“I´m happy to be alive”
Rudolf Brazda went through three years of hell at the Buchenwald concentration camp. He survived. Today the 96-year-old is the last known former victim of Nazi persecution of gays. “I´m not complaining. I´m thankful to be alive and healthy,” said the senior with a smile.
This week, for the first time in 64 years, Brazda visited the International Tracing Service (ITS) in Bad Arolsen to see his original documents from the Buchenwald concentration camp. The bureaucracy of the horror of the degradation is listed matter of factly: “Registered on 8 August 1942, Paragraph 175 homosexual, prisoner number 7952, pink triangle” – entry lists, personal effects card, prisoner´s personal sheet, work camp.
“I have made my peace with the past,” said Brazda, as he looked through the records. But the memories of his persecution sound recent. Born of Czech parents in Brossen, near Leipzig, Brazda was 20 years old as the Nazis took power. He had his first experience with his homosexuality during the Weimar Republic, as gays and lesbians were allowed to live freely. Paragraph 175 of the Reich Penal Code already existed, which made sexual acts between men punishable. “But it was ignored,” Brazda remembered. He and his companion Werner boarded with a Jehovah´s Witness who accepted the relationship despite her religiosity.
Brazda had his first brush with the brutality of the new strongmen in Germany at Café New York, a well-known gay meeting place in Leipzig. “The Nazi storm troopers dragged us out by our hair,” said Brazda. “Preemptive obedience, as SA leader Ernst Röhm was gay himself.” Röhm was executed on Hitler´s orders on 1 July 1934. After the shutdown of pubs and meeting places, the systematic persecution of gays began.
Every minority was mercilessly oppressed by the Nazis. Over 100,000 gay men were apprehended and around 50,000 of them convicted. An unknown number ended up in psychiatric institutions. Hundreds were castrated under court order. Roughly 10,000 were sent to concentration camps wearing a pink triangle on their prison uniforms. Over half were murdered.
In 1937, the Nazis first sentenced Brazda to 6 months in jail in Altenburg for “unnatural lewdness.” After his release the Saxon native was deported to Czechoslovakia, but National Socialism caught up to him again there. Brazda expected to be captured daily with the German occupation of the Sudetenland in October 1938. “We gays were like hunted animals. Wherever I went with my companion the Nazis were always already there,” remembered the 96-year-old.

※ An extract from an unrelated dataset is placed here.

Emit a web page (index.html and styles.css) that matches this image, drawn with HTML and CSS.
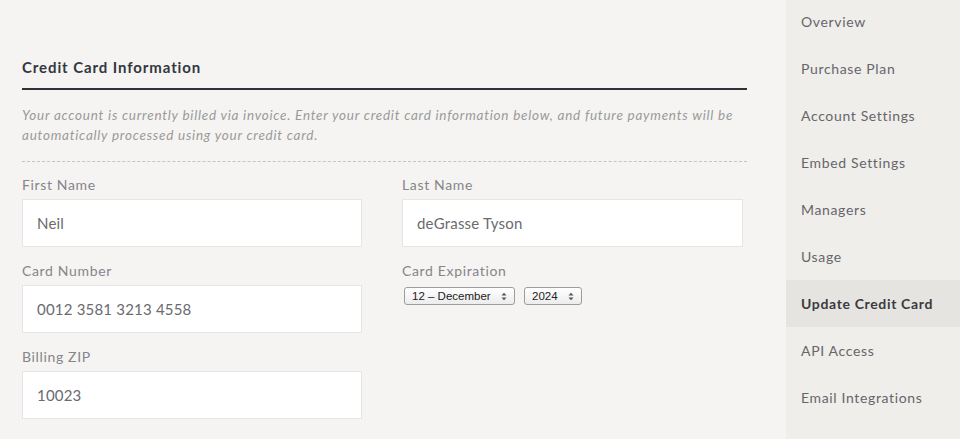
FILE: index.html
```html
<!DOCTYPE html>
<html>
<head>
<meta charset="utf-8">
<link rel="stylesheet" href="styles.css">
</head>
<body>
<div class="page">
  <main class="main">
    <h2 class="heading">Credit Card Information</h2>
    <p class="intro">Your account is currently billed via invoice. Enter your credit card information below, and future payments will be automatically processed using your credit card.</p>
    <form class="form">
      <div class="field">
        <label class="label">First Name</label>
        <div class="input">Neil</div>
      </div>
      <div class="field">
        <label class="label">Last Name</label>
        <div class="input">deGrasse Tyson</div>
      </div>
      <div class="field">
        <label class="label">Card Number</label>
        <div class="input">0012 3581 3213 4558</div>
      </div>
      <div class="field">
        <label class="label">Card Expiration</label>
        <div class="selects">
          <span class="select month">12 – December
            <svg class="arrows" width="6" height="9" viewBox="0 0 6 9"><path d="M0.5 3.5 L3 0.8 L5.5 3.5 Z M0.5 5.5 L3 8.2 L5.5 5.5 Z" fill="#555"/></svg>
          </span>
          <span class="select year">2024
            <svg class="arrows" width="6" height="9" viewBox="0 0 6 9"><path d="M0.5 3.5 L3 0.8 L5.5 3.5 Z M0.5 5.5 L3 8.2 L5.5 5.5 Z" fill="#555"/></svg>
          </span>
        </div>
      </div>
      <div class="field">
        <label class="label">Billing ZIP</label>
        <div class="input">10023</div>
      </div>
    </form>
  </main>
  <aside class="sidebar">
    <ul class="nav">
      <li class="nav-item">Overview</li>
      <li class="nav-item">Purchase Plan</li>
      <li class="nav-item">Account Settings</li>
      <li class="nav-item">Embed Settings</li>
      <li class="nav-item">Managers</li>
      <li class="nav-item">Usage</li>
      <li class="nav-item active">Update Credit Card</li>
      <li class="nav-item">API Access</li>
      <li class="nav-item">Email Integrations</li>
    </ul>
  </aside>
</div>
</body>
</html>
```
FILE: styles.css
```css
* { box-sizing: border-box; }
html, body {
  margin: 0;
  padding: 0;
  height: 100%;
  overflow: hidden;
}
body {
  font-family: Lato, "Open Sans", sans-serif;
  background: #f5f4f2;
  color: #666;
}
.page {
  display: flex;
  height: 439px;
}
.main {
  width: 786px;
  padding: 0 39px 0 22px;
}
.heading {
  margin: 0;
  padding: 57px 0 11px;
  font-size: 15px;
  line-height: 20px;
  font-weight: 700;
  color: #333740;
  letter-spacing: 0.9px;
  border-bottom: 2px solid #2f3038;
}
.intro {
  margin: 15px 0 0;
  padding-bottom: 16px;
  font-size: 13.5px;
  line-height: 20px;
  font-style: italic;
  color: #9a9a9a;
  letter-spacing: 0.75px;
  border-bottom: 1px dashed #c4c4c4;
}
.form {
  display: grid;
  grid-template-columns: 340px 341px;
  column-gap: 40px;
  row-gap: 14px;
  padding-top: 13px;
}
.label {
  display: block;
  font-size: 14px;
  line-height: 20px;
  color: #85858a;
  letter-spacing: 0.65px;
  margin-bottom: 4px;
}
.input {
  height: 48px;
  background: #fff;
  border: 1px solid #e6e5e3;
  padding: 0 14px;
  display: flex;
  align-items: center;
  font-size: 15px;
  color: #6a6a70;
  letter-spacing: 0.2px;
}
.selects {
  display: flex;
  gap: 9px;
  padding-top: 2px;
  padding-left: 2px;
}
.select {
  position: relative;
  height: 18px;
  border: 1px solid #9c9c9c;
  border-radius: 3px;
  background: linear-gradient(#ffffff, #ececec);
  font-size: 11.5px;
  line-height: 16px;
  color: #222;
  padding-left: 7px;
  font-family: "Liberation Sans", Arial, sans-serif;
}
.select.month { width: 111px; }
.select.year { width: 58px; }
.arrows {
  position: absolute;
  right: 7px;
  top: 4px;
}
.sidebar {
  width: 174px;
  background: #efeeeb;
}
.nav {
  list-style: none;
  margin: -2px 0 0;
  padding: 0;
}
.nav-item {
  height: 47px;
  line-height: 47px;
  padding-left: 15px;
  font-size: 14px;
  color: #66666a;
  letter-spacing: 0.65px;
}
.nav-item.active {
  background: #e5e4e1;
  font-weight: 700;
  color: #3a3a40;
}
```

Brazda was arrested on 1 April 1941 and after 16 months in prison he was deported to the concentration camp Buchenwald. The young man had painful memories of the moment he arrived at Buchenwald and an SS man ripped the gold chain from his neck. “It had been a present from my companion,” said Brazda. But everyday life in the concentration camp was merciless and impersonal. It degraded people and turned them into numbers.
Gays at Buchenwald were usually forced to work at the quarry. Chances of survival were low. Brazda was lucky. “Like so often in my life,” the 96-year-old emphasized. A Kapo (concentration camp guard) who oversaw prisoners´ work for the SS fell in love with Brazda. He assigned Brazda to a less stressful work detachment where he could work as a roofer, his profession by trade.
Once again Brazda was in danger, as one day he gave an SS man the wrong answer. He knocked three of Brazda´s teeth out and ordered his death for the following day. Once again he was saved by the Kapo; Brazda the tradesman was an important worker. “Others had to die but I came through,” repeated Brazda over and over. He told of a young man who had gouged his eyes out after arriving at the concentration camp – the man had wanted to go to the infirmary in order to avoid the deadly work in the quarry. “The only thing that was waiting for him in the infirmary was a lethal injection. I never saw him again.”
Shortly before the end of the war, in a last defiant act, the Nazis conducted death marches which cost countless prisoners their lives. Once again luck was on Brazda´s side. Another Kapo hid him in a tool shed in a pigpen for three weeks and brought him food. On 11 April 1945 the US Army liberated the camp. “After everything I have been through I have no more fears,” said Brazda retrospectively. “No one can escape his fate. The world is constantly changing.“
After the war the 32-year-old settled in Alsace with a fellow prisoner. Homosexuality was not punishable there. Paragraph 175 was not reformed until 1969 in the Federal Republic and in 1994 it was permanently abolished. Brazda met his partner Eddi in Mulhouse in 1950, and they stayed together until his death in 2002.
Brazda notes that millions of people were broken by the Nazi regime. “Yet they were never able to destroy me. I am not ashamed.” Today the 96-year-old is a life-affirming and warm person who likes to laugh. He shares his experiences with the younger generation of gays and lesbians: “They should consider themselves lucky to live in a free democracy.”